A.I. Artificial Intelligence

ai3Steven Spielberg’s futuristic, melancholic take on the Pinocchio story is arguably the director’s most uncharacteristic and yet most personal film to date. It might not be an obvious choice for Valentine’s viewing, but this is a tale of unrequited love: maternal love, childhood love, innocent love. The irony, of course, is that the source of this love is a machine, not a man, but that doesn’t stop it from being a deeply affecting fairy tale in its own right.

A.I. examines love in its purest form. As the film’s tagline puts it: “His love is real. But he is not.” David (Haley Joel Osment) is programmed solely to love, forming an unbreakable bond with his surrogate mother Monica (Frances O’Connor), the grieving parent of a biological son who has been put into stasis because of a terrible disease. When the real boy unexpectedly recovers and returns home, he and David compete for the love of their mom. David inevitably loses and is banished from the house, though the separation is an agonising one on both sides. Monica is genuinely distraught, but that’s nothing compared to the heart-rending trauma felt by David: the look of confusion and anguish on his face would surely melt even the most metallic of hearts.
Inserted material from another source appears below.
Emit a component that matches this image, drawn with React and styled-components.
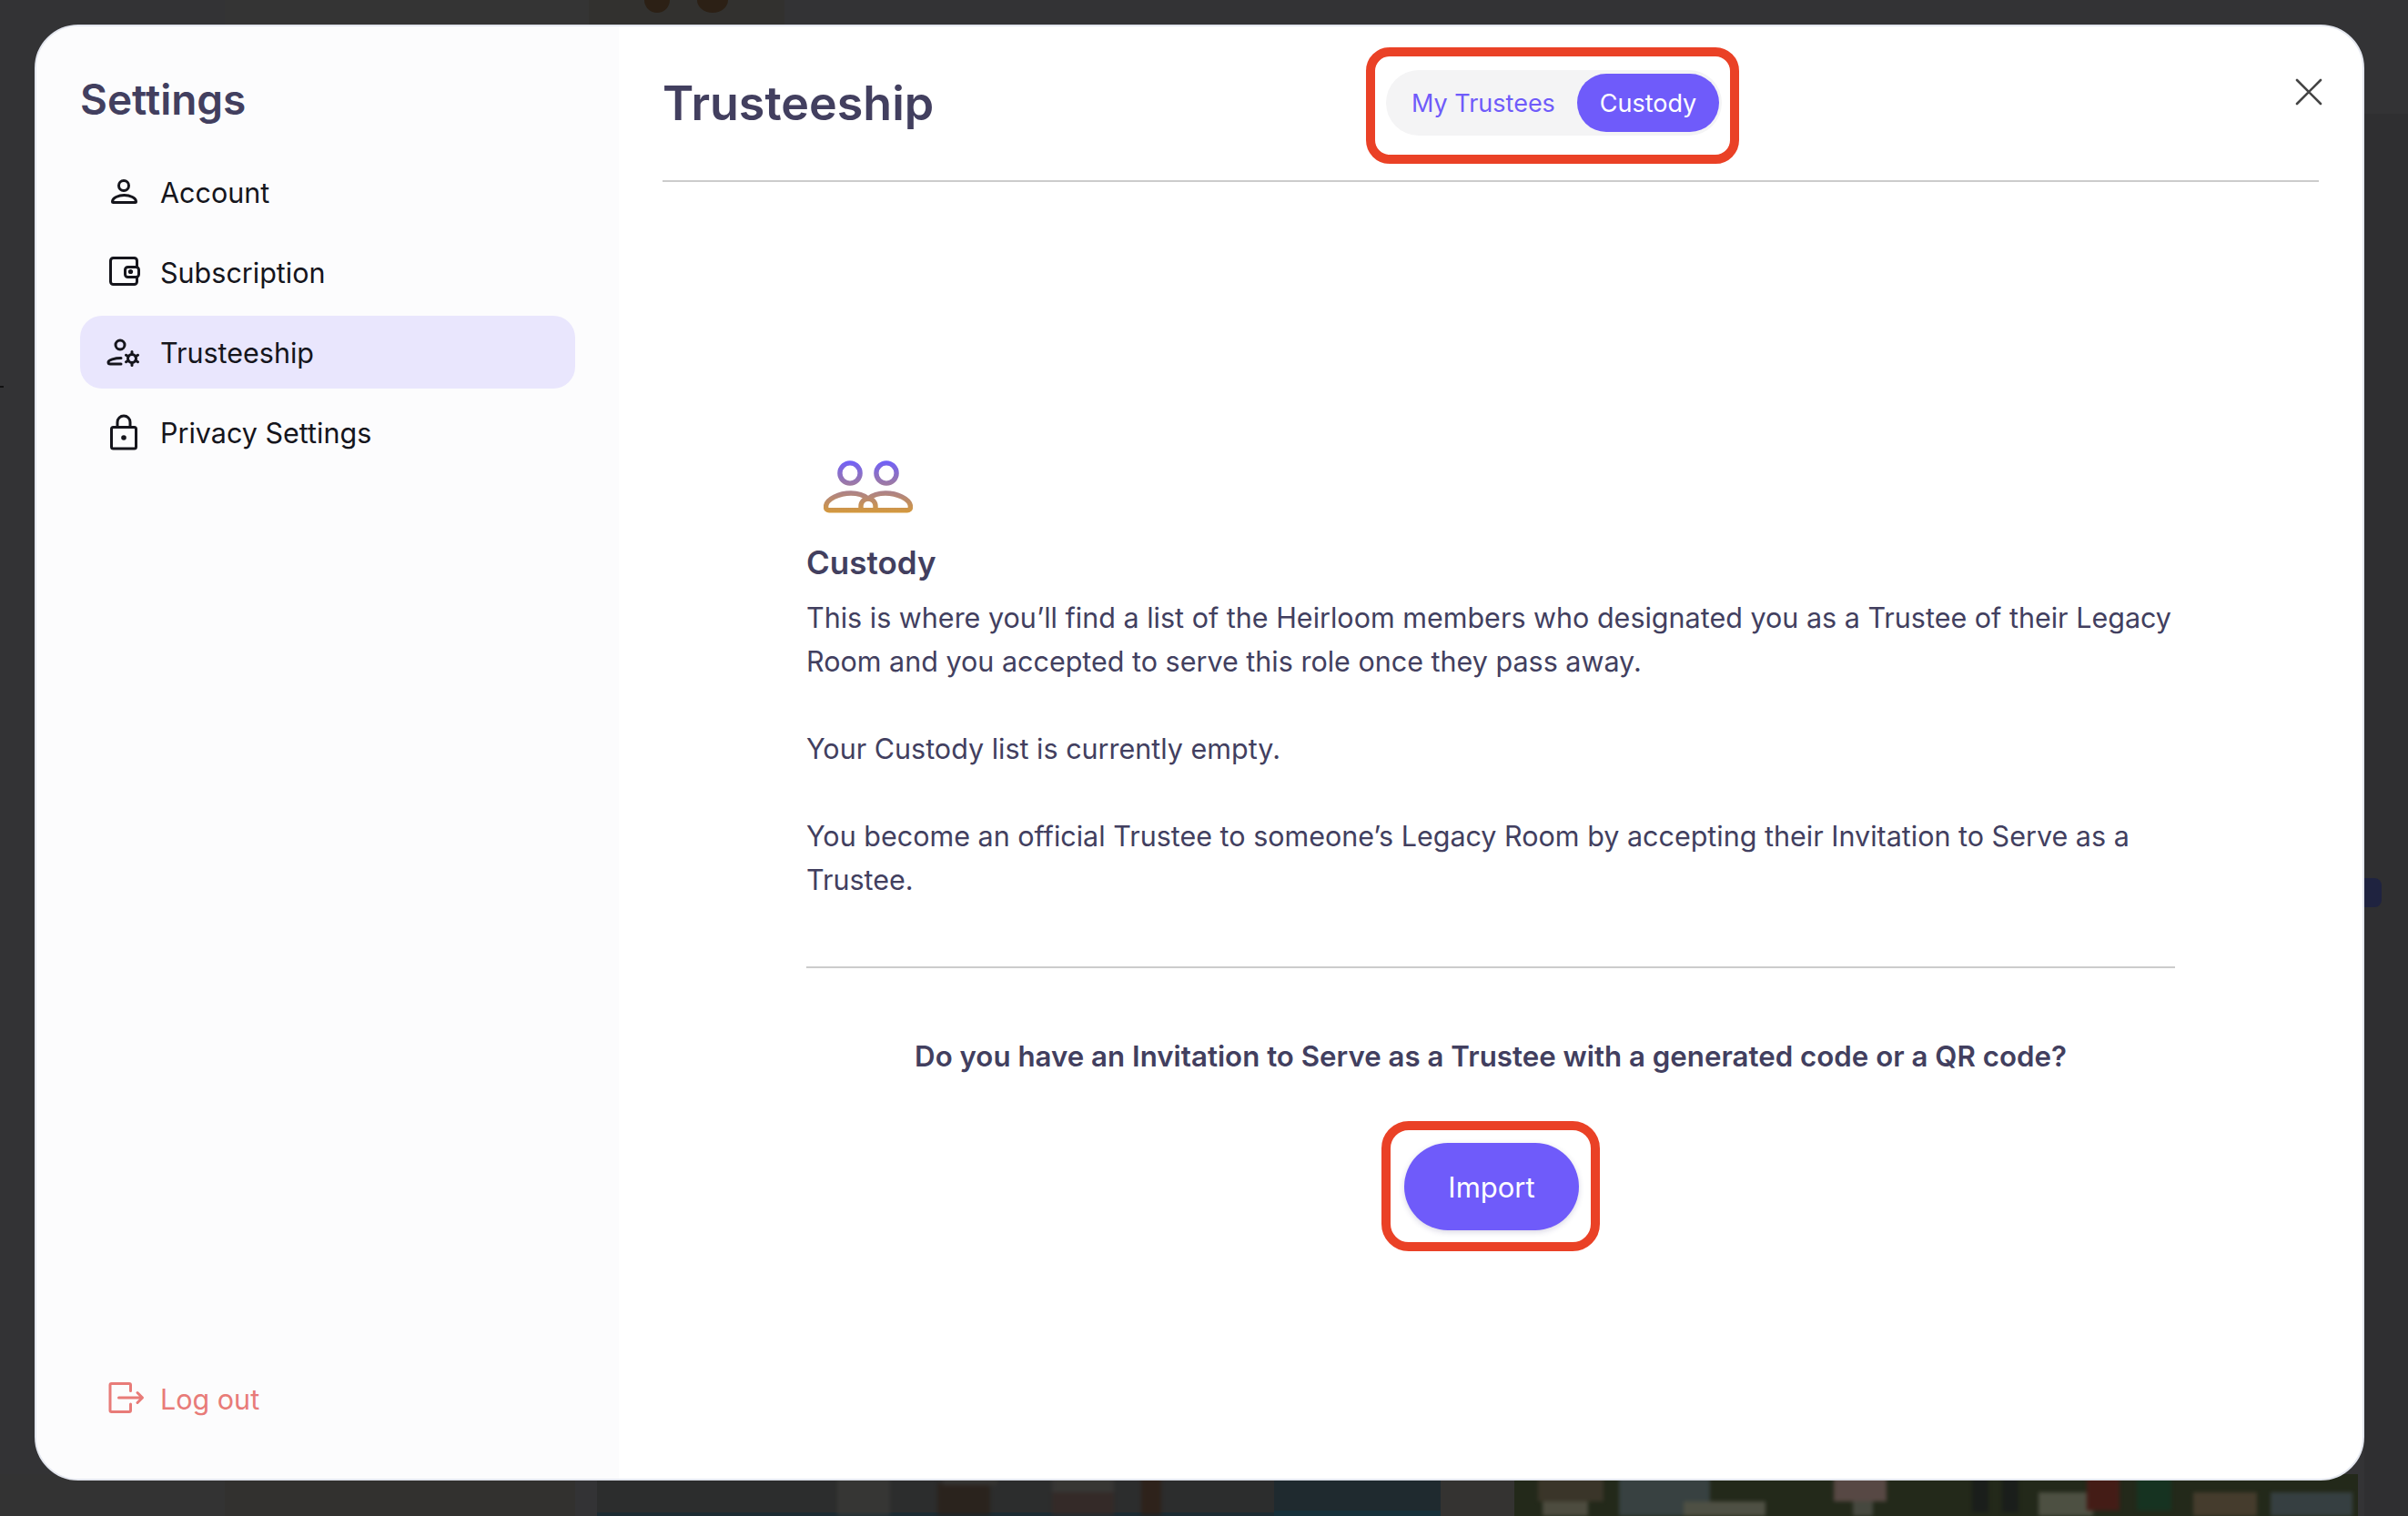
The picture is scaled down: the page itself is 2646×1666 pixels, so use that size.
import React from "react";
import styled, { createGlobalStyle } from "styled-components";

const GlobalStyle = createGlobalStyle`
  html, body {
    margin: 0;
    padding: 0;
    background: #333335;
    overflow: hidden;
  }
  * {
    box-sizing: border-box;
  }
`;

const navItems = [
  { label: "Account", icon: <AccountIcon /> },
  { label: "Subscription", icon: <WalletIcon /> },
  { label: "Trusteeship", icon: <TrusteeIcon />, active: true },
  { label: "Privacy Settings", icon: <LockIcon /> },
];

function AccountIcon() {
  return (
    <Glyph viewBox="0 0 40 40">
      <circle cx="20" cy="13" r="5.5" />
      <path d="M8.5 31.5H32.5a1 1 0 0 0 1-1C33.5 26.5 27 23.5 20.5 23.5S7.5 26.5 7.5 30.5a1 1 0 0 0 1 1Z" />
    </Glyph>
  );
}

function WalletIcon() {
  return (
    <Glyph viewBox="0 0 40 40">
      <path d="M34.5 13.5V7.5a3 3 0 0 0-3-3H8.5a3 3 0 0 0-3 3v23a3 3 0 0 0 3 3h23a3 3 0 0 0 3-3V26" />
      <rect x="21.5" y="14.5" width="15" height="11" rx="3" />
      <circle cx="27.5" cy="19.5" r="2.6" fill="currentColor" stroke="none" />
    </Glyph>
  );
}

function TrusteeIcon() {
  return (
    <Glyph viewBox="0 0 40 40">
      <circle cx="16" cy="12" r="5" />
      <path d="M17 26.5C10 26.5 3 28.5 3 31 3 32 3.8 33 5.2 33H17" />
      <circle cx="29" cy="27" r="4.5" />
      <path d="M29 19.5v3M29 31.5v3M22.5 23.2l2.6 1.5M32.9 29.2l2.6 1.5M22.5 30.8l2.6-1.5M32.9 24.8l2.6-1.5" />
    </Glyph>
  );
}

function LockIcon() {
  return (
    <Glyph viewBox="0 0 40 40">
      <rect x="6.5" y="14.5" width="27" height="23.5" rx="2" />
      <path d="M13 14V9a7 7 0 0 1 14 0v5" />
      <circle cx="20" cy="26" r="2.8" fill="currentColor" stroke="none" />
    </Glyph>
  );
}

function LogoutIcon() {
  return (
    <Glyph viewBox="0 0 40 40">
      <path d="M27.5 11.5V5a1.5 1.5 0 0 0-1.5-1.5H6.5A1.5 1.5 0 0 0 5 5v28a1.5 1.5 0 0 0 1.5 1.5H26a1.5 1.5 0 0 0 1.5-1.5v-7" />
      <path d="M14.5 19H40M35 13.5l5.5 5.5-5.5 5.5" />
    </Glyph>
  );
}

function CloseIcon() {
  return (
    <svg width="30" height="30" viewBox="0 0 30 30" fill="none" stroke="#454545" strokeWidth="2.6" strokeLinecap="round">
      <path d="M2 2l26 26M28 2L2 28" />
    </svg>
  );
}

function CustodyIcon() {
  return (
    <CustodyGlyph width="98" height="58" viewBox="0 0 98 58" fill="none" strokeWidth="5.4">
      <defs>
        <linearGradient id="custodyGrad" gradientUnits="userSpaceOnUse" x1="0" y1="0" x2="0" y2="58">
          <stop offset="0" stopColor="#6f5ffb" />
          <stop offset="1" stopColor="#d69a3a" />
        </linearGradient>
      </defs>
      <g stroke="url(#custodyGrad)" strokeLinejoin="round">
        <circle cx="29" cy="14" r="11.1" />
        <circle cx="69" cy="14" r="11.1" />
        <path d="M6 54.8H92a3.5 3.5 0 0 0 3.5-3.5C95.5 42 80 36 68 36 60 36 54 38 49 42 44 38 38 36 30 36 18 36 2.5 42 2.5 51.3A3.5 3.5 0 0 0 6 54.8Z" />
        <path d="M41 54.8V50a8 8 0 0 1 16 0v4.8" />
      </g>
    </CustodyGlyph>
  );
}

// the dimmed page behind the modal, only its edges show
function BackdropPhoto() {
  return (
    <BackdropSvg viewBox="0 0 2646 1666">
      <rect x="247" y="0" width="400" height="27" fill="#343434" />
      <rect x="647" y="0" width="215" height="27" fill="#32312f" />
      <ellipse cx="722" cy="0" rx="14" ry="14" fill="#2c2015" />
      <ellipse cx="783" cy="0" rx="17" ry="14" fill="#2c2015" />
      <rect x="2598" y="125" width="48" height="1541" fill="#2f2f31" />
      <rect x="2580" y="965" width="37" height="32" rx="8" fill="#1f2340" />
      <rect x="0" y="424" width="4" height="2" fill="#111" />
      <rect x="0" y="1620" width="247" height="46" fill="#333333" />
      <rect x="247" y="1620" width="385" height="46" fill="#32312f" />
      <rect x="656" y="1620" width="927" height="46" fill="#2c2d2d" />
      <rect x="656" y="1662" width="927" height="4" fill="#1d2b32" />
      <rect x="1400" y="1620" width="183" height="46" fill="#1f2a2f" />
      <rect x="1400" y="1660" width="183" height="6" fill="#17303a" />
      <rect x="1583" y="1620" width="81" height="46" fill="#343331" />
      <rect x="1664" y="1620" width="927" height="46" fill="#23291a" />
      <Figures>
        <rect x="920" y="1620" width="58" height="46" fill="#3e3d3a" />
        <rect x="1030" y="1630" width="58" height="36" fill="#2a1d14" />
        <rect x="1036" y="1620" width="60" height="12" fill="#3c3a36" />
        <rect x="1156" y="1640" width="68" height="26" fill="#3a2925" />
        <rect x="1156" y="1620" width="68" height="20" fill="#403e3a" />
        <rect x="1254" y="1620" width="22" height="46" fill="#301c10" />
        <rect x="1690" y="1620" width="72" height="30" fill="#4a3e33" />
        <rect x="1695" y="1650" width="50" height="16" fill="#6a6458" />
        <rect x="1779" y="1620" width="100" height="46" fill="#46525c" />
        <rect x="1850" y="1650" width="90" height="16" fill="#6c6a60" />
        <rect x="2015" y="1620" width="58" height="30" fill="#7a5d60" />
        <rect x="2036" y="1650" width="22" height="16" fill="#5e5e58" />
        <rect x="2167" y="1620" width="18" height="42" fill="#15171c" />
        <rect x="2200" y="1620" width="18" height="42" fill="#15171c" />
        <rect x="2240" y="1640" width="60" height="26" fill="#6a6a5e" />
        <rect x="2293" y="1620" width="36" height="40" fill="#5a1515" />
        <rect x="2348" y="1620" width="38" height="40" fill="#0f3a26" />
        <rect x="2410" y="1640" width="70" height="26" fill="#5d4a3a" />
        <rect x="2495" y="1640" width="90" height="26" fill="#434f5c" />
      </Figures>
    </BackdropSvg>
  );
}

export default function App() {
  return (
    <>
      <GlobalStyle />
      <Page>
        <BackdropPhoto />
        <Modal>
          <Sidebar>
            <SideTitle>Settings</SideTitle>
            <Nav>
              {navItems.map((item) => (
                <NavRow key={item.label} $active={item.active}>
                  {item.icon}
                  <span>{item.label}</span>
                </NavRow>
              ))}
            </Nav>
            <LogoutRow>
              <LogoutIcon />
              <span>Log out</span>
            </LogoutRow>
          </Sidebar>
          <Main>
            <Header>
              <Title>Trusteeship</Title>
              <TabsMark>
                <Tabs>
                  <Tab>My Trustees</Tab>
                  <Tab $active>Custody</Tab>
                </Tabs>
              </TabsMark>
              <CloseButton>
                <CloseIcon />
              </CloseButton>
            </Header>
            <Content>
              <CustodyIcon />
              <SectionTitle>Custody</SectionTitle>
              <Body>
                This is where you’ll find a list of the Heirloom members who designated you as a Trustee of their Legacy
                Room and you accepted to serve this role once they pass away.
              </Body>
              <Body>Your Custody list is currently empty.</Body>
              <Body>
                You become an official Trustee to someone’s Legacy Room by accepting their Invitation to Serve as a
                Trustee.
              </Body>
              <Divider />
              <Question>Do you have an Invitation to Serve as a Trustee with a generated code or a QR code?</Question>
              <ImportMark>
                <ImportButton>Import</ImportButton>
              </ImportMark>
            </Content>
          </Main>
        </Modal>
      </Page>
    </>
  );
}

const Page = styled.div`
  position: relative;
  width: 2646px;
  height: 1666px;
  padding: 27px 48px 39px 38px;
  background: #333335;
  font-family: Inter, "Liberation Sans", sans-serif;
`;
const BackdropSvg = styled.svg`
  position: absolute;
  inset: 0;
  width: 2646px;
  height: 1666px;
`;
const Figures = styled.g`
  opacity: 0.6;
  filter: blur(2px);
`;
const Modal = styled.div`
  position: relative;
  display: flex;
  width: 2560px;
  height: 1600px;
  border: 2px solid #e4e7ef;
  border-radius: 48px;
  background: #ffffff;
  overflow: hidden;
`;
const Sidebar = styled.aside`
  display: flex;
  flex-direction: column;
  flex: 0 0 640px;
  padding: 48px;
  background: #fcfcfd;
`;
const SideTitle = styled.h2`
  margin: 0;
  font-size: 46px;
  line-height: 64px;
  font-weight: 600;
  color: #423f5f;
`;
const Nav = styled.nav`
  display: flex;
  flex-direction: column;
  gap: 8px;
  margin-top: 30px;
`;
const NavRow = styled.div`
  display: flex;
  align-items: center;
  gap: 20px;
  height: 80px;
  padding-left: 28px;
  border-radius: 24px;
  font-size: 30.5px;
  color: #15151c;
  background: ${(p) => (p.$active ? "#e9e6fd" : "transparent")};
`;
const LogoutRow = styled(NavRow)`
  margin-top: auto;
  color: #e87b78;
`;
const Glyph = styled.svg`
  flex: 0 0 40px;
  width: 40px;
  height: 40px;
  overflow: visible;
  fill: none;
  stroke: currentColor;
  stroke-width: 3;
  stroke-linecap: round;
  stroke-linejoin: round;
`;
const Main = styled.main`
  flex: 1;
  display: flex;
  flex-direction: column;
  padding: 0 48px;
`;
const Header = styled.header`
  display: flex;
  align-items: flex-start;
  flex: 0 0 171px;
  padding-top: 23px;
  border-bottom: 2px solid #cccccc;
`;
const Title = styled.h1`
  flex: 0 0 773px;
  margin: 26px 0 0;
  font-size: 52px;
  line-height: 72px;
  font-weight: 600;
  color: #423f5f;
`;
const TabsMark = styled.div`
  width: 410px;
  height: 128px;
  padding: 15px 12px;
  border: 10px solid #ea4126;
  border-radius: 26px;
`;
const Tabs = styled.div`
  display: flex;
  align-items: center;
  justify-content: space-between;
  width: 369px;
  height: 72px;
  padding: 0 3px 0 28px;
  border-radius: 36px;
  background: #f4f4f5;
`;
const Tab = styled.div`
  display: flex;
  align-items: center;
  justify-content: center;
  height: 64px;
  font-size: 27px;
  color: ${(p) => (p.$active ? "#ffffff" : "#6f5bfa")};
  ${(p) => p.$active && "width: 156px; border-radius: 32px; background: #6f5bfa;"}
`;
const CloseButton = styled.div`
  position: absolute;
  top: 57px;
  right: 44px;
  width: 30px;
  height: 30px;
  line-height: 0;
`;
const Content = styled.section`
  display: flex;
  flex-direction: column;
  width: 1504px;
  margin-left: 158px;
  padding-top: 306px;
`;
const CustodyGlyph = styled.svg`
  margin-left: 19px;
  flex: none;
`;
const SectionTitle = styled.h3`
  margin: 30px 0 13px;
  font-size: 35px;
  line-height: 48px;
  font-weight: 600;
  color: #423f5f;
`;
const Body = styled.p`
  margin: 0;
  font-size: 30.5px;
  line-height: 48px;
  color: #423f5f;
  & + & {
    margin-top: 48px;
  }
`;
const Divider = styled.hr`
  width: 100%;
  height: 2px;
  margin: 71px 0 0;
  border: 0;
  background: #cccccc;
`;
const Question = styled.p`
  margin: 73px 0 0;
  text-align: center;
  font-size: 31.25px;
  line-height: 48px;
  font-weight: 600;
  color: #423f5f;
`;
const ImportMark = styled.div`
  align-self: center;
  width: 240px;
  height: 143px;
  margin-top: 47px;
  padding: 14px 15px;
  border: 10px solid #ea4126;
  border-radius: 30px;
`;
const ImportButton = styled.div`
  display: flex;
  align-items: center;
  justify-content: center;
  width: 192px;
  height: 96px;
  border-radius: 48px;
  font-size: 31px;
  color: #ffffff;
  background: #6f5bfa;
  box-shadow: 0 2px 6px rgba(60, 50, 120, 0.2);
`;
…staying true to its roots as a project inherited from the hands of the late Stanley Kubrick, Spielberg keeps the tone dark…

Yet David’s love is soon proven to the more constant and enduring. His quest to seek the Blue Fairy, in the hope of becoming a real boy and regaining the love of his mother, is ultimately rewarded. After seeing the darker side of humanity in the outside world, with its ‘flesh fairs’ and soulless cities where love (though not sex) seems to be in desperately short supply, he finds the Blue Fairy – a decaying relic in a submerged Coney Island attraction, the victim of global warming. David spends a millennia-spanning vigil under the sea pleading to be made real. And finally he is, in a way: he outlives the human race that built him, becoming its sole heir and representative on earth. The beings that superseded humanity have the technology to grant his wish, so for one beautiful day he and Monica are reunited – she being cloned from a few strands of her hair – and sure enough, she returns his love, just as she always had.

You might think that all this love washing around on the screen might congeal into a syrupy sentimental confection, but no: staying true to its roots as a project inherited from the hands of the late Stanley Kubrick, Spielberg keeps the tone dark with only a glimmer of hope lighting the way. Even the bittersweet end offers little comfort – a transitory happiness quickly fades out to darkness. ARTIFICIAL INTELLIGENCE seems to offer a bleak assessment of love: it inflicts pain whether it is returned or not. But despite the hardship and toil it promises, perhaps that glimmer of hope is enough to make it all worthwhile.